- Born: 4 June 1965 Mitcham, Victoria, Australia
- Died: 19 July 2015 (aged 50) Mullumbimby, New South Wales, Australia
- Education: Griffith University
- Occupation: Conservationist
- Organization(s): Australian Conservation Foundation The Wilderness Society Queensland Conservation Council Australian Marine Conservation Society
- Partner: Todd Harborow

= Felicity Wishart =

Australian conservationist and activist

Felicity Jane "Flic" Wishart (4 June 1965 – 19 July 2015) was an Australian conservationist and environmental activist.

==Early life==
Wishart was born in the Melbourne suburb of Mitcham to parents of Scottish descent from Adelaide, South Australia. At the age of 17, she was arrested in Tasmania during an occupation protest against the Franklin Dam, and imprisoned for several days. In Queensland, she enrolled at Griffith University where she graduated with a Bachelor of Environmental Science.

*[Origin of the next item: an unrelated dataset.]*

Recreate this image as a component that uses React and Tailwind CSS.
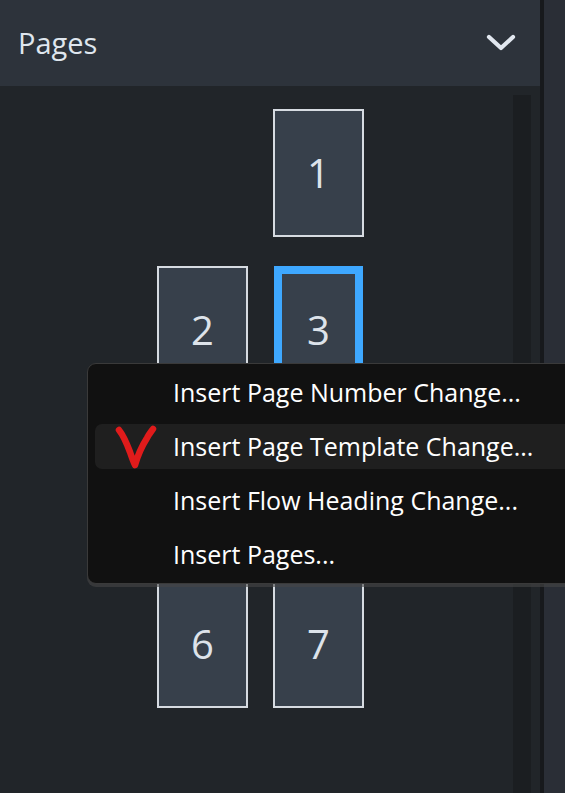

==Environmental activism==
After graduation, Wishart joined the Australian Conservation Foundation in Melbourne, where she was involved in the campaign to have Queensland tropical rain forests listed as World Heritage Sites. In 1989, she campaigned for conservation of the Daintree Rainforest for The Wilderness Society.

Wishart returned to Queensland to serve as director of the Queensland Conservation Council between 2000 and 2004, where she led campaigns against land clearing. She returned to The Wilderness Society in 2004, where she was behind the society's climate change and marine conservation campaigns.

Wishart's last campaign was Fight for the Reef on behalf of the Australian Marine Conservation Society, where she fought against environmental threats to the Great Barrier Reef, in particular coal industry development in the Galilee Basin.

Wishart died unexpectedly in her sleep in July 2015, aged 50. In June 2017, the Great Barrier Reef Marine Park Authority announced that Reef No. 18-022 about 50 km north-east of Hinchinbrook Island had been named Felicity Wishart Reef in her honour.